It has taken a while to show up, but the long-expected contraction of total credit market debt outstanding has finally begun. The effect is disguised somewhat due to the GDP revisions that reduced Debt/GDP from the previously reported 375 percent to 373 percent, but the raw debt figures show a clear, albeit small, decline.
Q1 2009 373.2 percent $52,915 billion
Q2 2009 373.3 percent $52,793 billion
To put into perspective how even such a small decline such as this $122 billion one is unusual, the Fed’s Z1 report shows how debt rose to the present level from $13.8 trillion in 1990 by increasing more than $500 million per quarter and at a quarterly rate of $921 million since 2004. Debt expansion even continued through 2008 and the first quarter of 2009, although it slowed to a rate of $579 billion per quarter.
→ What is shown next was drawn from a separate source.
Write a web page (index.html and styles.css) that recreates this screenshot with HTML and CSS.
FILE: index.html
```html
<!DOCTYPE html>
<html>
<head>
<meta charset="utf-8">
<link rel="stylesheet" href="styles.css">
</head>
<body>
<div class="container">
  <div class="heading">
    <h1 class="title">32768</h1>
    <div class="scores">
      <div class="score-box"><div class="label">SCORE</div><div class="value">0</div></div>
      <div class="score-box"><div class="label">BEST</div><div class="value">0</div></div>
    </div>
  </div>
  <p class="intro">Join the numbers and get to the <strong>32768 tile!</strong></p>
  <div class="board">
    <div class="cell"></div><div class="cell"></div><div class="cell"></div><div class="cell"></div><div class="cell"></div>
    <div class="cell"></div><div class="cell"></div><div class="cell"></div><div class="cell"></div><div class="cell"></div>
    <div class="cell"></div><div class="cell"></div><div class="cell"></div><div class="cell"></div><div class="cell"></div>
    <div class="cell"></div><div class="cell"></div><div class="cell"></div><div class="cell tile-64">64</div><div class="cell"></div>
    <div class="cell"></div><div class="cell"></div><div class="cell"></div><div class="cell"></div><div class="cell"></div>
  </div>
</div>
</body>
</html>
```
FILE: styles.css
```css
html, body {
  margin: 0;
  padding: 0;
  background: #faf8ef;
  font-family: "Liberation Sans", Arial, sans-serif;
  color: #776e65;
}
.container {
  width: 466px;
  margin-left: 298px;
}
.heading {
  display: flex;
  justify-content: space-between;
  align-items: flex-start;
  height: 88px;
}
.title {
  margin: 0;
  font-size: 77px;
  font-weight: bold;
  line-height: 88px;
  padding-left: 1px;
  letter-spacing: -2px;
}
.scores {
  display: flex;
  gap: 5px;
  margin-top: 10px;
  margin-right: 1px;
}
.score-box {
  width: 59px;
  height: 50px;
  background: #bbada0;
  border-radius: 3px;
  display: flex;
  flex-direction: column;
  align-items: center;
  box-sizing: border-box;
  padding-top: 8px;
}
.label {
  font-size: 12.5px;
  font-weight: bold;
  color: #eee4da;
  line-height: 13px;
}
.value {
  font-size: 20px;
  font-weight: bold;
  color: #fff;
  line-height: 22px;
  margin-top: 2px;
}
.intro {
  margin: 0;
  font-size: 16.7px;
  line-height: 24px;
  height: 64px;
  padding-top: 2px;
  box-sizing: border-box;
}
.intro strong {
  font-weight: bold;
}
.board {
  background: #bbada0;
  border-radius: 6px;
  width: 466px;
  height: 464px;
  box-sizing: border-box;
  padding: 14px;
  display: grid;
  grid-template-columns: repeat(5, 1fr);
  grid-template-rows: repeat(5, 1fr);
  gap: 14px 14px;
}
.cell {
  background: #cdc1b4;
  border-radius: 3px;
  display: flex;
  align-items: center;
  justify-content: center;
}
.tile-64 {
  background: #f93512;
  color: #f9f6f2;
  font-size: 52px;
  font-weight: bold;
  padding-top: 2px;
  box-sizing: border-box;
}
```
This decrease in total credit market debt may be the first sign of the debt-deleveraging process that Steve Keen of Debtwatch has already detected taking place in Australia now starting to roll in the USA.
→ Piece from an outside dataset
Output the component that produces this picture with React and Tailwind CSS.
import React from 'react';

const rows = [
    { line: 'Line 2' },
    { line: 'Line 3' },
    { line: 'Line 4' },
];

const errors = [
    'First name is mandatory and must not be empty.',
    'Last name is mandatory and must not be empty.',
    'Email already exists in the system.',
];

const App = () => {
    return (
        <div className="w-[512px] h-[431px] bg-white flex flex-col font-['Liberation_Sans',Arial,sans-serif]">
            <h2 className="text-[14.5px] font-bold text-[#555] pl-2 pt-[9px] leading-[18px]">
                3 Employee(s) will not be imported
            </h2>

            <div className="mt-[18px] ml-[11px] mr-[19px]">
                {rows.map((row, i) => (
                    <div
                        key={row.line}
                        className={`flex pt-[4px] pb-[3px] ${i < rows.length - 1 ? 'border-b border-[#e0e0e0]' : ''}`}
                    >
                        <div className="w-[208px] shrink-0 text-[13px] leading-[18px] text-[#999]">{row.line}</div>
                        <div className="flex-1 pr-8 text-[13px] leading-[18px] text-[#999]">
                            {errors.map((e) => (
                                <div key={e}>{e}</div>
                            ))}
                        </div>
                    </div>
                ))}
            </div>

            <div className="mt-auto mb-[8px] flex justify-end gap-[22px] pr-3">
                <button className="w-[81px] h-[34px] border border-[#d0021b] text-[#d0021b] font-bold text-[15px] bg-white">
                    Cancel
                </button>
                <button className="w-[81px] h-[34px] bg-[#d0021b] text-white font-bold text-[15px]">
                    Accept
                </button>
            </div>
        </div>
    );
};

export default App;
“We are currently deleveraging at the 4% rate, and debt has fallen from 165% of GDP in March 2008 to 159% today–a 6% fall as a percentage of GDP, as noted above.”
Note that this $122 billion decline in total debt has taken place despite a large $390 billion increase in state, local, and federal debt and another $40 billion increase in corporate debt. However, it is NOT the household sector that is driving the deleveraging, although households did shed nearly $133 billion of debt in the first half of the year. The primary contributor is the financial sector, which has reduced its debt burden by $562 billion since peaking at the end of 2008, most of it in the second quarter. This suggests that the next stage in the global economic contraction is on deck and ready to begin in earnest once the markets turn south again.